Australian retail spending rose 0.9% month-on-month in May, the fifth consecutive monthly increase and a fresh all-time high. The figures beat economist expectations of a 0.4% gain and up 10.4% compared to a year ago.
“There was growth across five of the six retail industries in May as spending remained resilient,” said Ben Drober, Director of Quarterly Economy Wide Statistics.
“Higher prices added to the growth in retail turnover in May. This was most evident in cafes, restaurants and takeaway food services and food retailing," he added.
The rise in May followed rises of 0.9% in April, 1.6% in March, 1.8% in February and 1.6% in January. The month-on-month growth is slowing, but understandable in the face of surging consumer prices.
The upbeat economic data reminds me of a quote from Oanda senior market analyst, Ed Moya, who said that "stocks can't win right now, either the economic data softens and the economy is much weaker than we thought or robust readings pave the way for the Fed to be more aggressive with their inflation fight."
The data shows that Australian consumers continued to spend in the face of surging prices.
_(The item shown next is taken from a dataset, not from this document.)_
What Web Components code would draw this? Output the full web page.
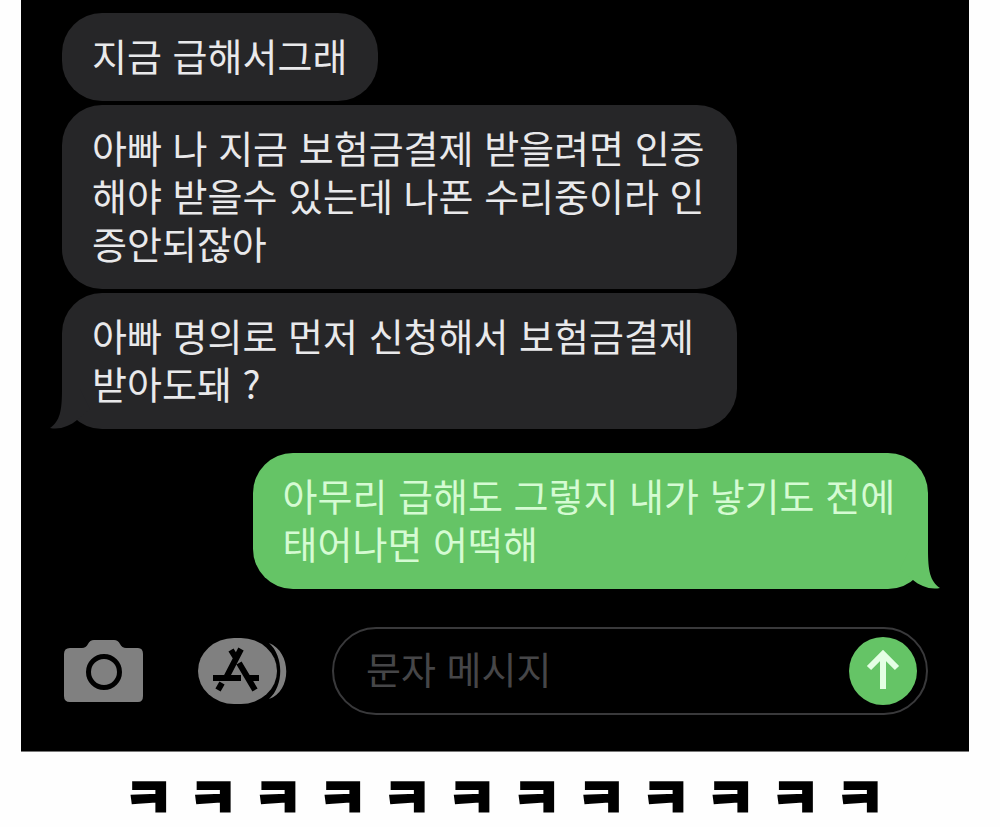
<!DOCTYPE html>
<html lang="ko">
<head>
<meta charset="utf-8">
<meta name="viewport" content="width=device-width, initial-scale=1">
<title>문자 메시지</title>
<style>
  body { margin: 0; background: #fefefe; font-family: "Noto Sans CJK KR", "Noto Sans", sans-serif; }
</style>
</head>
<body>
<chat-page>
  <chat-screen>
    <chat-bubble>지금 급해서그래</chat-bubble>
    <chat-bubble>아빠 나 지금 보험금결제 받을려면 인증해야 받을수 있는데 나폰 수리중이라 인증안되잖아</chat-bubble>
    <chat-bubble tail>아빠 명의로 먼저 신청해서 보험금결제 받아도돼 ?</chat-bubble>
    <chat-bubble sent tail>아무리 급해도 그렇지 내가 낳기도 전에 태어나면 어떡해</chat-bubble>
    <chat-composer slot="composer"></chat-composer>
  </chat-screen>
  <laugh-caption slot="caption">ㅋ ㅋ ㅋ ㅋ ㅋ ㅋ ㅋ ㅋ ㅋ ㅋ ㅋ ㅋ</laugh-caption>
</chat-page>

<script>
  const define = (name, html) => {
    const template = document.createElement('template');
    template.innerHTML = html;
    customElements.define(name, class extends HTMLElement {
      constructor() {
        super();
        this.attachShadow({ mode: 'open' }).append(template.content.cloneNode(true));
      }
    });
  };

  define('chat-page', `
    <style>
      :host { display: block; padding: 0 31px 0 21px; }
    </style>
    <main><slot></slot></main>
    <slot name="caption"></slot>
  `);

  define('chat-screen', `
    <style>
      :host { display: block; background: #000; border-bottom: 1px solid #777; padding: 13px 41px 36px; }
      .thread { display: flex; flex-direction: column; gap: 4px; }
    </style>
    <section class="thread"><slot></slot></section>
    <slot name="composer"></slot>
  `);

  define('chat-bubble', `
    <style>
      :host {
        display: block; position: relative; box-sizing: border-box;
        align-self: flex-start; max-width: 78%;
        padding: 18px 31px 22px 30px; border-radius: 40px;
        background: var(--bubble); --bubble: #262628;
        color: #e9e9eb; font-size: 38px; line-height: 48px;
      }
      :host([sent]) { --bubble: #65c466; color: #d5fbd3; align-self: flex-end; margin-top: 20px; }
      p { margin: 0; }
      svg { display: none; position: absolute; left: -12px; bottom: 0; width: 40px; height: 40px; fill: var(--bubble); }
      :host([tail]) svg { display: block; }
      :host([sent]) svg { left: auto; right: -12px; transform: scaleX(-1); }
    </style>
    <p><slot></slot></p>
    <svg viewBox="0 0 40 40" aria-hidden="true"><path d="M12 0C12 22 10 32 0 39C10 41 20 37 27 31L40 20L30 0Z"/></svg>
  `);

  define('chat-composer', `
    <style>
      :host { display: block; margin-top: 38px; }
      form { display: flex; align-items: center; gap: 44px; margin: 0; }
      button { border: 0; padding: 0; background: none; display: block; flex: none; }
      svg { display: block; }
      .tools { display: flex; align-items: center; gap: 54px; padding-left: 2px; }
      .field {
        flex: 1; min-width: 0; box-sizing: border-box; height: 88px;
        display: flex; align-items: center;
        border: 2px solid #39393b; border-radius: 44px; padding: 0 8px 0 32px;
      }
      input {
        flex: 1; min-width: 0; border: 0; padding: 0 0 8px; outline: 0; background: none;
        font: inherit; font-size: 38px; line-height: 48px; height: 56px; color: #e9e9eb;
      }
      input::placeholder { color: #464648; opacity: 1; }
    </style>
    <form>
      <div class="tools">
        <button type="button" aria-label="카메라">
          <svg width="80" height="62" viewBox="0 0 80 62">
            <path fill="#808080" d="M6 8H18Q22 8 24 4Q26 0 30 0H50Q54 0 56 4Q58 8 62 8H74Q79 8 79 14V56Q79 62 74 62H6Q0 62 0 56V14Q0 8 6 8Z"/>
            <circle cx="40" cy="32" r="15.5" fill="none" stroke="#000" stroke-width="5"/>
          </svg>
        </button>
        <button type="button" aria-label="앱">
          <svg width="90" height="66" viewBox="0 0 90 66">
            <path fill="#808080" d="M71 5C94 14 94 53 71 61C86 48 86 18 71 5Z"/>
            <rect width="79" height="66" rx="36" ry="33" fill="#808080"/>
            <g fill="none" stroke="#000" stroke-width="6" stroke-linecap="butt">
              <path d="M43 11L28 40M33 12L38 20M41 25L57 52M15 40H43M49 40H61M24 45L20 52"/>
            </g>
          </svg>
        </button>
      </div>
      <div class="field">
        <input type="text" placeholder="문자 메시지" aria-label="문자 메시지">
        <button type="submit" aria-label="보내기">
          <svg width="70" height="70" viewBox="0 0 70 70">
            <circle cx="35" cy="35" r="34" fill="#65c466"/>
            <path d="M35 53V19M21 32L35 18L49 32" fill="none" stroke="#e4ffe4" stroke-width="6"/>
          </svg>
        </button>
      </div>
    </form>
  `);

  define('laugh-caption', `
    <style>
      :host { display: block; }
      p {
        margin: 0; padding: 20px 0 0 18px; text-align: center; white-space: nowrap;
        font-family: "Liberation Sans", "Noto Sans CJK KR", sans-serif;
        font-size: 54px; line-height: 54px; font-weight: 900; color: #000;
        -webkit-text-stroke: 2px #000;
      }
    </style>
    <p><slot></slot></p>
  `);
</script>
</body>
</html>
However, the resilience may signal to the RBA that the Australian economy can stomach more interest rate hikes, which then becomes a headwind for both the economy and equity markets.
At face value, resilient retail sales is a positive for ASX-listed discretionary stocks.
Though, it's more than likely that retail margins are declining in the face of surging freight and logistics costs, labour shortages, elevated levels of inventory and changing consumer spending habits.
Interestingly, Nike reported its fourth-quarter earnings on Tuesday, where it said challenges such as higher transportation costs and longer shipping times are persisting.
CFO Matthew Friend said the company is paying about five times the rate it paid pre-covid to ship products from Asia to the US. The transit times were also two weeks longer than prepandemic.
With reporting season just around the corner, and most ASX-listed retail stocks down 20-40% year-to-date, it feels like anyone can surprise to the upside and downside.